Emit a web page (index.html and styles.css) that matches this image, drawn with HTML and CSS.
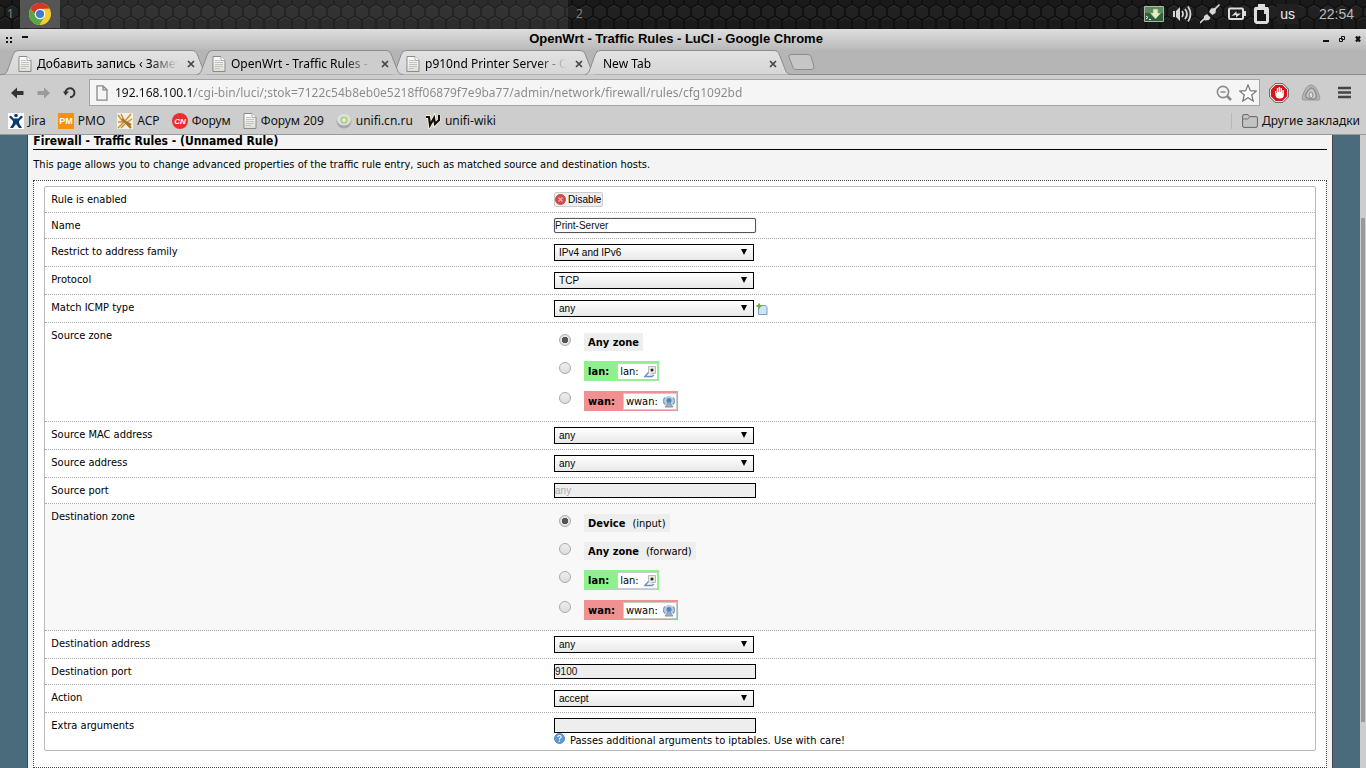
FILE: index.html
```html
<!DOCTYPE html>
<html lang="en">
<head>
<meta charset="utf-8">
<title>OpenWrt - Traffic Rules - LuCI</title>
<link rel="stylesheet" href="styles.css">
</head>
<body>
<svg class="defs" aria-hidden="true">
  <defs>
    <linearGradient id="paper" x1="0" y1="0" x2="0" y2="1"><stop offset="0" stop-color="#fff"/><stop offset="1" stop-color="#dcdcd8"/></linearGradient>
    <linearGradient id="tabfill" x1="0" y1="0" x2="0" y2="1"><stop offset="0" stop-color="#e2e2e2"/><stop offset="1" stop-color="#d6d6d6"/></linearGradient>
    <symbol id="doc" viewBox="0 0 14 16"><path d="M1 .5h8l4 4v11H.9z" fill="url(#paper)" stroke="#8b8b86"/><path d="M9 .5v4h4" fill="#fff" stroke="#aaa"/><path d="M3 4.500h5M3 6.500h8M3 8.500h8M3 10.500h8M3 12.500h5" stroke="#c3c3be"/></symbol>
    <symbol id="tabshape" viewBox="0 0 206 25" preserveAspectRatio="none"><path d="M0 24.500C3 24 4 22 5 19L10 5Q11.500 .5 15 .5H189Q193 .5 194.500 5L200 19C201 22 202 24 206 24.500"/></symbol>
    <symbol id="x" viewBox="0 0 8 8"><path d="M1 1l6 6M7 1l-6 6" stroke="#444" stroke-width="1.700"/></symbol>
    <symbol id="wired" viewBox="0 0 12 12"><path d="M4.500.5h7v7h-7z" fill="#e9e9e2" stroke="#bbb"/><circle cx="8" cy="4" r="1.500" fill="#222"/><path d="M3 7l3-1 3 3-2 1z" fill="#dfe7f0"/><path d="M4.500 6.500L.8 10.500h7.200l2-1.500" fill="none" stroke="#6a8dba" stroke-width="1.300"/></symbol>
    <symbol id="wifi" viewBox="0 0 12 12"><circle cx="6" cy="5" r="5" fill="#b9cde3"/><path d="M2 8.500a5 5 0 010-7M10 8.500a5 5 0 000-7" fill="none" stroke="#7c9fc6" stroke-width="1.500"/><circle cx="6" cy="4.500" r="2.500" fill="#5782b5"/><path d="M6 6l-4 5h8z" fill="#a5b0ba" stroke="#7c93ac"/></symbol>
  </defs>
</svg>

<header class="panel">
  <svg class="hex" aria-hidden="true"><defs><pattern id="hexes" width="14" height="24" patternUnits="userSpaceOnUse" x="5" y="4"><g fill="#232323" stroke="#0c0c0c" stroke-width="1.500"><path d="M7 0l7 4v8l-7 4-7-4V4z"/><path d="M7 16v8M0 12l7 4 7-4"/></g><path d="M2 4.500l5-3 5 3M9 16.500l5-3M0 13.500l5 3" fill="none" stroke="#333"/></pattern></defs><rect width="100%" height="100%" fill="url(#hexes)"/></svg>
  <div class="workspace active">
    <span class="num">1</span>
    <button class="task" aria-label="Google Chrome"><svg width="24" height="24" viewBox="0 0 24 24"><circle cx="12" cy="12" r="11" fill="#f6cd30"/><path d="M2.500 6.500A11 11 0 0121.500 6.500L12 7 8 14z" fill="#d8352a"/><path d="M2.500 6.500A11 11 0 0011.500 23L16.500 14.500 8 14.500z" fill="#56a845"/><circle cx="12" cy="12" r="5.300" fill="#fff"/><circle cx="12" cy="12" r="4.100" fill="#3d7cc9"/></svg></button>
  </div>
  <div class="workspace"><span class="num">2</span></div>
  <div class="tray">
    <svg width="20" height="16" viewBox="0 0 20 16"><path d="M.5.5h19v15H.5z" fill="#315f3b" stroke="#aab8aa"/><path d="M1 1h18v6H1z" fill="#5d8a60"/><path d="M9 3h5v4h3l-5.500 6L6 7h3z" fill="#dff0c9" stroke="#7aa060" stroke-width=".6"/><path d="M2 10l2 1.500L2 13M5 13.500h2" fill="none" stroke="#dfe"/></svg>
    <svg width="20" height="20" viewBox="0 0 20 20"><path d="M1 7h2v6H1zM4 7l4-4v14l-4-4z" fill="#d6d6d6"/><path d="M10 7q2 3 0 6M13 5q4 5 0 10M16 2.500q5 7.500 0 15" fill="none" stroke="#d6d6d6" stroke-width="1.800"/></svg>
    <svg width="20" height="20" viewBox="0 0 20 20"><path d="M0 19l6-6M13 7l6.500-6.500" stroke="#d6d6d6" stroke-width="1.600"/><path d="M4 12l3-2 3.500 3.500L9 16l-4 .5-1-1zM9 8l2-3.500 4-.5 1 1-.5 4-3 2z" fill="#d6d6d6"/></svg>
    <svg width="18" height="14" viewBox="0 0 18 14"><rect x="1" y="1.500" width="14" height="10.500" rx="1" fill="none" stroke="#ddd" stroke-width="2"/><path d="M16 4h2v5h-2z" fill="#ddd"/><path d="M3.500 9l5-5v2.500h4.500l-5 4V8z" fill="#ddd"/></svg>
    <svg width="15" height="20" viewBox="0 0 15 20"><path d="M4 0h7v3h3l1 2v13l-2 2H2l-2-2V5l1-2h3z" fill="#ddd"/><path d="M3 6h7v4h2v7H3z" fill="#151515"/></svg>
    <span class="layout">us</span>
    <time class="clock">22:54</time>
  </div>
</header>

<div class="titlebar">
  <svg width="24" height="10" viewBox="0 0 24 10" aria-hidden="true"><path d="M1 3h2v2H1zM5 3h2v2H5zM1 7h2v2H1zM5 7h2v2H5zM17 2h6v2h-6z" fill="#111"/></svg>
  <strong class="wintitle">OpenWrt - Traffic Rules - LuCI - Google Chrome</strong>
  <svg width="38" height="8" viewBox="0 0 38 8" aria-hidden="true"><path d="M0 5h6v2H0z" fill="#111"/><path d="M18.500 1.500h3v3h-3zM16.500 3.500h3v3h-3z" fill="#ccc" stroke="#111"/><path d="M33 1.500l4 5M37 1.500l-4 5" stroke="#111" stroke-width="2.200"/></svg>
</div>

<nav class="tabs" aria-label="Tabs">
  <div class="tab"><svg class="shape"><use href="#tabshape"/></svg><svg width="14" height="16"><use href="#doc"/></svg><button class="name">Добавить запись ‹ Замет</button><button class="close" aria-label="Close tab"><svg width="8" height="8"><use href="#x"/></svg></button></div>
  <div class="tab current"><svg class="shape"><use href="#tabshape"/></svg><svg width="14" height="16"><use href="#doc"/></svg><button class="name">OpenWrt - Traffic Rules - L</button><button class="close" aria-label="Close tab"><svg width="8" height="8"><use href="#x"/></svg></button></div>
  <div class="tab"><svg class="shape"><use href="#tabshape"/></svg><svg width="14" height="16"><use href="#doc"/></svg><button class="name">p910nd Printer Server - O</button><button class="close" aria-label="Close tab"><svg width="8" height="8"><use href="#x"/></svg></button></div>
  <div class="tab blank"><svg class="shape"><use href="#tabshape"/></svg><button class="name">New Tab</button><button class="close" aria-label="Close tab"><svg width="8" height="8"><use href="#x"/></svg></button></div>
  <button class="newtab" aria-label="New tab"><svg width="28" height="16" viewBox="0 0 28 16"><path d="M4 .5h17q2 0 3 2l3 10q0 3-2 3H9q-2 0-3-2L2 3Q1 .5 4 .5z" fill="#c6c6c6" stroke="#8c8c8c"/></svg></button>
</nav>

<div class="toolbar">
  <button aria-label="Back"><svg width="13" height="12" viewBox="0 0 13 12"><path d="M0 6l6-5.500v3.500h6.500v4H6v3.500z" fill="#333"/></svg></button>
  <button aria-label="Forward"><svg width="13" height="12" viewBox="0 0 13 12"><path d="M13 6L7 .5v3.500H.5v4H7v3.500z" fill="#9a9a9a"/></svg></button>
  <button aria-label="Reload"><svg width="13" height="13" viewBox="0 0 13 13"><path d="M2.500 7A4.500 4.500 0 117 11.200" fill="none" stroke="#333" stroke-width="1.900"/><path d="M0 5.500h6L2.500 9.500z" fill="#333"/></svg></button>
  <div class="omnibox">
    <svg width="12" height="16" viewBox="0 0 12 16"><path d="M1 .8h6l4 4v10.400H1zM7 .8v4h4" fill="none" stroke="#888" stroke-width="1.300"/></svg>
    <input type="text" aria-label="Address" value="192.168.100.1/cgi-bin/luci/;stok=7122c54b8eb0e5218ff06879f7e9ba77/admin/network/firewall/rules/cfg1092bd">
    <svg width="16" height="16" viewBox="0 0 16 16"><circle cx="7" cy="7" r="5.600" fill="none" stroke="#8a8a8a" stroke-width="1.600"/><path d="M4.500 7h5" stroke="#8a8a8a" stroke-width="1.500"/><path d="M11 11l4 4" stroke="#8a8a8a" stroke-width="2.500"/></svg>
    <svg width="18" height="18" viewBox="0 0 18 18"><path d="M9 1l2.300 5.700 6 .4-4.600 3.900 1.500 6L9 13.700 3.800 17l1.500-6L.7 7.100l6-.4z" fill="#fff" stroke="#777" stroke-width="1.200"/></svg>
  </div>
  <button aria-label="AdBlock"><svg width="20" height="20" viewBox="0 0 20 20"><path d="M6 .7h8L19.300 6v8L14 19.300H6L.7 14V6z" fill="#fff" stroke="#555"/><path d="M6.600 2h6.800L18 6.600v6.800L13.400 18H6.600L2 13.400V6.600z" fill="#d5161c"/><path d="M6 8h1.200v2h.6V5h1.400v4h.5V4h1.400v5h.5V5H13v5h.4V7h1.400v5q0 3.500-4 3.500T6.500 12z" fill="#fff"/></svg></button>
  <button aria-label="Extension"><svg width="20" height="18" viewBox="0 0 20 18"><path d="M10 1Q14 1 17 8t1 8H2Q0 15 3 8T10 1z" fill="#b5b5b5" stroke="#999"/><path d="M10 4q3 0 5 6t-5 5-5-5 5-6z" fill="#ccc" stroke="#8c8c8c" stroke-width="1.500"/><ellipse cx="10" cy="11" rx="2" ry="3" fill="#ddd" stroke="#888"/></svg></button>
  <button class="menu" aria-label="Menu"><svg width="13" height="13" viewBox="0 0 13 13"><path d="M0 2h13M0 6.500h13M0 11h13" stroke="#444" stroke-width="2.600"/></svg></button>
</div>

<nav class="bookmarks" aria-label="Bookmarks">
  <a href="#"><svg width="16" height="16" viewBox="0 0 16 16"><path d="M0 0h16v16H0z" fill="#fff"/><circle cx="8" cy="2.500" r="1.800" fill="#0d3b70"/><path d="M1 4l2-1.500L5.500 5.500h5L13 2.500 15 4l-4 4v2l3 5h-3l-3-4-3 4H2l3-5V8z" fill="#0d3b70"/></svg>Jira</a>
  <a href="#"><svg width="16" height="16" viewBox="0 0 16 16"><path d="M0 0h16v16H0z" fill="#f78f10"/><text x="8" y="11" text-anchor="middle" class="pm">PM</text></svg>PMO</a>
  <a href="#"><svg width="16" height="16" viewBox="0 0 16 16"><path d="M0 0h16v16H0z" fill="#f7efe0"/><path d="M1 2l6 8M4 1l4 8M8 8l6-7M9 10l6-4M1 9h6l-6 6M4 15l4-4" fill="none" stroke="#c99238" stroke-width="1.500"/><path d="M5 6l9 9M9 9l5 3" stroke="#a87325" stroke-width="2.200"/></svg>ACP</a>
  <a href="#"><svg width="16" height="16" viewBox="0 0 16 16"><circle cx="8" cy="8" r="8" fill="#ee2e2c"/><text x="8" y="11" text-anchor="middle" class="cn">CN</text></svg>Форум</a>
  <a href="#"><svg width="14" height="16"><use href="#doc"/></svg>Форум 209</a>
  <a href="#"><svg width="16" height="16" viewBox="0 0 16 16"><circle cx="8" cy="8" r="7.500" fill="#a8a8a8"/><ellipse cx="8" cy="6.500" rx="7" ry="6" fill="#dedede"/><circle cx="8" cy="7" r="2.800" fill="#e4eed6" stroke="#a6cf6e" stroke-width="1.500"/></svg>unifi.cn.ru</a>
  <a href="#"><svg width="16" height="16" viewBox="0 0 16 16"><path d="M1 4h3l1 8 4-7 1 6 4-4V2" fill="none" stroke="#fff3d8" stroke-width="4"/><path d="M1 4h3l1 8 4-7 1 6 4-4V2" fill="none" stroke="#111" stroke-width="2.200"/></svg>unifi-wiki</a>
  <a href="#" class="other"><svg width="16" height="14" viewBox="0 0 16 14"><path d="M.6 12V2Q.6.600 2 .6h4l1.500 2H14q1.400 0 1.400 1.400v8q0 1.400-1.400 1.400H2Q.6 13.400.6 12z" fill="#c3c3c3" stroke="#666"/><path d="M1 5h5l1.500-2" fill="none" stroke="#777"/></svg>Другие закладки</a>
</nav>

<div class="viewport">
  <main class="content">
    <h2>Firewall - Traffic Rules - (Unnamed Rule)</h2>
    <p class="descr">This page allows you to change advanced properties of the traffic rule entry, such as matched source and destination hosts.</p>
    <form class="section">
      <div class="fields">
        <div class="row"><span class="label">Rule is enabled</span><div class="value"><button type="button" class="disable"><svg width="11" height="11" viewBox="0 0 11 11"><circle cx="5.500" cy="5.500" r="5" fill="#d94848" stroke="#b95050"/><path d="M3.500 3.500l4 4M7.500 3.500l-4 4" stroke="#f0b0b0" stroke-width="1.400"/></svg>Disable</button></div></div>
        <div class="row"><label class="label" for="name">Name</label><div class="value"><input class="text named" id="name" type="text" value="Print-Server"></div></div>
        <div class="row"><label class="label" for="family">Restrict to address family</label><div class="value"><select id="family"><option>IPv4 and IPv6</option></select></div></div>
        <div class="row"><label class="label" for="proto">Protocol</label><div class="value"><select id="proto"><option>TCP</option></select></div></div>
        <div class="row"><label class="label" for="icmp">Match ICMP type</label><div class="value"><select id="icmp"><option>any</option></select><button type="button" class="add" aria-label="Add"><svg width="12" height="12" viewBox="0 0 12 12"><path d="M2.500 2.500h7l1.500 2v7H2.500z" fill="#cfe3f7" stroke="#7d9fc4"/><path d="M.5 3h5M3 .5v5" stroke="#72ad3c" stroke-width="2"/></svg></button></div></div>
        <div class="row"><span class="label">Source zone</span><div class="zones">
          <div class="zone"><input type="radio" name="src" id="s0" checked><label class="badge" for="s0"><b>Any zone</b></label></div>
          <div class="zone"><input type="radio" name="src" id="s1"><label class="badge net lan" for="s1"><b>lan:</b><span class="iface">lan:<svg width="12" height="12"><use href="#wired"/></svg></span></label></div>
          <div class="zone"><input type="radio" name="src" id="s2"><label class="badge net wan" for="s2"><b>wan:</b><span class="iface">wwan:<svg width="12" height="12"><use href="#wifi"/></svg></span></label></div>
        </div></div>
        <div class="row"><label class="label" for="mac">Source MAC address</label><div class="value"><select id="mac"><option>any</option></select></div></div>
        <div class="row"><label class="label" for="saddr">Source address</label><div class="value"><select id="saddr"><option>any</option></select></div></div>
        <div class="row"><label class="label" for="sport">Source port</label><div class="value"><input class="text" id="sport" type="text" placeholder="any"></div></div>
        <div class="row shaded"><span class="label">Destination zone</span><div class="zones">
          <div class="zone"><input type="radio" name="dst" id="d0" checked><label class="badge" for="d0"><b>Device</b> (input)</label></div>
          <div class="zone"><input type="radio" name="dst" id="d1"><label class="badge" for="d1"><b>Any zone</b> (forward)</label></div>
          <div class="zone"><input type="radio" name="dst" id="d2"><label class="badge net lan" for="d2"><b>lan:</b><span class="iface">lan:<svg width="12" height="12"><use href="#wired"/></svg></span></label></div>
          <div class="zone"><input type="radio" name="dst" id="d3"><label class="badge net wan" for="d3"><b>wan:</b><span class="iface">wwan:<svg width="12" height="12"><use href="#wifi"/></svg></span></label></div>
        </div></div>
        <div class="row"><label class="label" for="daddr">Destination address</label><div class="value"><select id="daddr"><option>any</option></select></div></div>
        <div class="row"><label class="label" for="dport">Destination port</label><div class="value"><input class="text" id="dport" type="text" value="9100"></div></div>
        <div class="row"><label class="label" for="action">Action</label><div class="value"><select id="action"><option>accept</option></select></div></div>
        <div class="row"><label class="label" for="extra">Extra arguments</label><div class="value last"><input class="text" id="extra" type="text"><p class="help"><svg width="11" height="11" viewBox="0 0 11 11"><circle cx="5.500" cy="5.500" r="5" fill="#5b9bd5" stroke="#5a88b4"/><path d="M3.800 4q0-1.500 1.700-1.500T7.200 4q0 .8-1.700 1.500v1M5.500 7.500v1.300" fill="none" stroke="#fff" stroke-width="1.200"/></svg>Passes additional arguments to iptables. Use with care!</p></div></div>
      </div>
    </form>
  </main>
  <div class="scrollbar"><div class="thumb"></div></div>
</div>
</body>
</html>
```
FILE: styles.css
```css
* { box-sizing: border-box; }
body {
  margin: 0;
  height: 100vh;
  display: flex;
  flex-direction: column;
  overflow: hidden;
  background: #cdcdcd;
  color: #000;
  font: 12px/16px "Noto Sans", "Open Sans", sans-serif;
}
button { margin: 0; padding: 0; border: 0; background: none; color: inherit; font: inherit; display: flex; align-items: center; }
svg { flex: none; display: block; }
h2, p { margin: 0; }
.defs { position: absolute; width: 0; height: 0; }

/* desktop panel */
.panel { position: relative; flex: none; height: 29px; display: flex; background: #1a1a1a; overflow: hidden; }
.hex { position: absolute; inset: 0; width: 100%; height: 100%; opacity: .8; }
.workspace { position: relative; flex: 0 0 568px; display: flex; align-items: center; padding-bottom: 2px; color: #808080; }
.workspace.active { background: linear-gradient(90deg, transparent 20px, rgba(255, 255, 255, .08) 20px); }
.workspace + .workspace { flex: 1; padding-left: 1px; }
.num { width: 20px; padding-left: 7px; }
.task { width: 40px; height: 28px; justify-content: center; background: #555; }
.tray { position: relative; display: flex; align-items: center; gap: 8px; padding: 0 12px 1px 0; color: #eee; }
.layout { padding: 2px 3px; background: #202020; font: 14px/16px "Liberation Sans", sans-serif; }
.clock { padding-left: 13px; color: #bbb; font: 14px/16px "Liberation Sans", sans-serif; }

/* window title */
.titlebar { flex: none; height: 21px; display: flex; align-items: center; justify-content: space-between; padding: 0 5px 2px; background: linear-gradient(#dedede, #b9b9b9); }
.wintitle { font: bold 13px/16px "Liberation Sans", sans-serif; }

/* tab strip */
.tabs { flex: none; height: 25px; display: flex; padding-left: 3px; background: #b5b5b5; border-bottom: 1px solid #8c8c8c; }
.tab { position: relative; width: 206px; height: 25px; margin-right: -12px; padding: 2px 14px 0 15px; display: flex; align-items: center; gap: 5px; }
.tab > * { position: relative; }
.tab .shape { position: absolute; left: 0; top: 0; width: 100%; height: 100%; fill: url(#tabfill); stroke: #8c8c8c; }
.tab.current { z-index: 1; }
.tab.current .shape { fill: #cdcdcd; }
.tab.blank { padding-left: 18px; }
.name { flex: 1; min-width: 0; overflow: hidden; white-space: nowrap; justify-content: flex-start; -webkit-mask-image: linear-gradient(90deg, #000 80%, transparent); mask-image: linear-gradient(90deg, #000 80%, transparent); }
.close { margin-left: 4px; }
.newtab { margin-left: 8px; }

/* toolbar */
.toolbar { flex: none; height: 31px; display: flex; align-items: center; padding: 4px 14px 0 11px; gap: 12px; }
.toolbar > button { min-width: 14px; }
.toolbar .menu { margin-left: 5px; }
.omnibox { flex: 1; height: 27px; display: flex; align-items: center; gap: 7px; margin-right: -3px; padding: 0 2px 0 6px; background: #f5f5f5; border: 1px solid #a3a3a3; }
.omnibox input {
  flex: 1; min-width: 0; padding: 0; border: 0; outline: 0; font: inherit; color: transparent;
  background: linear-gradient(90deg, #111 78px, #888 78px);
  -webkit-background-clip: text; background-clip: text;
}

/* bookmarks */
.bookmarks { flex: none; height: 29px; display: flex; align-items: center; gap: 12px; padding: 1px 6px 0 8px; border-bottom: 1px solid #999; }
.bookmarks a { display: flex; align-items: center; gap: 4px; color: #111; text-decoration: none; }
.bookmarks .other { margin-left: auto; padding-left: 10px; border-left: 1px solid #b8b8b8; }
.pm { fill: #fff; font: bold 9px "Liberation Sans", sans-serif; }
.cn { fill: #fff; font: italic bold 8px "Liberation Sans", sans-serif; }

/* page */
.viewport { flex: 1; min-height: 0; display: flex; overflow: hidden; background: #4a6b7c; font: 11px/14px "DejaVu Sans Condensed", "DejaVu Sans", sans-serif; }
.content { flex: 1; align-self: flex-start; margin: 0 2%; padding: 0 5px 20px; background: #f4f4f4; border: solid #444; border-width: 0 1px; }
h2 { border-bottom: 1px solid #000; font-size: 12px; line-height: 14px; margin-top: -1px; padding-bottom: 1px; }
.descr { padding: 8px 0; }
.section { padding: 5px 10px 16px; background: #fff; border: 1px dotted #444; }
.fields { border: 1px solid #bbb; border-radius: 2px; }
.row { display: grid; grid-template-columns: 40% 1fr; border-bottom: 1px dotted #aaa; }
.row:last-child { border-bottom: 0; }
.shaded { background: #f8f8f8; }
.label { padding: 6px 6px 4px; }
.value { display: flex; align-items: center; padding: 5px 1px; }
.value.last { flex-direction: column; align-items: flex-start; padding-bottom: 2px; }
select, .text, .disable { font: 10px/13px "Liberation Sans", sans-serif; }
select {
  appearance: none; width: 200px; height: 17px; padding: 0 4px; border: 1px solid #000; border-radius: 0; color: #000;
  background: url("data:image/svg+xml,%3Csvg xmlns='http://www.w3.org/2000/svg' width='6' height='6'%3E%3Cpath d='M0 0h6L3 6z'/%3E%3C/svg%3E") no-repeat right 6px top 4px, linear-gradient(#fff, #e8e8e8);
}
.text { width: 202px; height: 15px; padding: 0; border: 1px solid #000; background: #eee; color: #111; }
.text::placeholder { color: #aaa; }
.text.named { background: #fff; border-color: #555; border-radius: 2px; box-shadow: 0 0 1px #777; }
.disable { height: 15px; gap: 2px; padding: 0 1px 0 0; background: #eee; border: 1px solid #ccc; border-radius: 2px; }
.add { margin-left: 2px; }
.help { display: flex; gap: 5px; line-height: 15px; }

.zones { display: flex; flex-direction: column; gap: 10px; padding: 10px 6px; }
.zone { display: flex; gap: 13px; }
.zone input { width: 12px; height: 12px; margin: 1px 0 0; appearance: none; border: 1px solid #aaa; border-radius: 50%; background: linear-gradient(#eee, #ddd); }
.zone input:checked { background: radial-gradient(circle, #555 3px, #e4e4e4 3px); }
.badge { height: 18px; display: flex; align-items: center; gap: 7px; padding: 1px 4px 0; background: #eee; }
.badge.net { height: 20px; gap: 8px; padding: 1px 1px 0 4px; }
.lan { background: #90f090; }
.wan { background: #f09090; }
.iface { height: 17px; display: flex; align-items: center; gap: 5px; padding: 0 1px 0 2px; background: #fff; border: 1px solid #ccc; }

.scrollbar { flex: 0 0 6px; display: flex; flex-direction: column; padding-left: 1px; background: #cdcdcd; }
.scrollbar::before { content: ""; flex: 83; }
.scrollbar::after { content: ""; flex: 46; }
.thumb { flex: 504; width: 4px; background: #999; }
```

• Task statement
Lines that hold the word "with" are the ones to return, every one of them.

• Reply to the task
Emit a web page (index.html and styles.css) that matches this image, drawn with HTML and CSS.
        <div class="row"><label class="label" for="extra">Extra arguments</label><div class="value last"><input class="text" id="extra" type="text"><p class="help"><svg width="11" height="11" viewBox="0 0 11 11"><circle cx="5.500" cy="5.500" r="5" fill="#5b9bd5" stroke="#5a88b4"/><path d="M3.800 4q0-1.500 1.700-1.500T7.200 4q0 .8-1.700 1.500v1M5.500 7.500v1.300" fill="none" stroke="#fff" stroke-width="1.200"/></svg>Passes additional arguments to iptables. Use with care!</p></div></div>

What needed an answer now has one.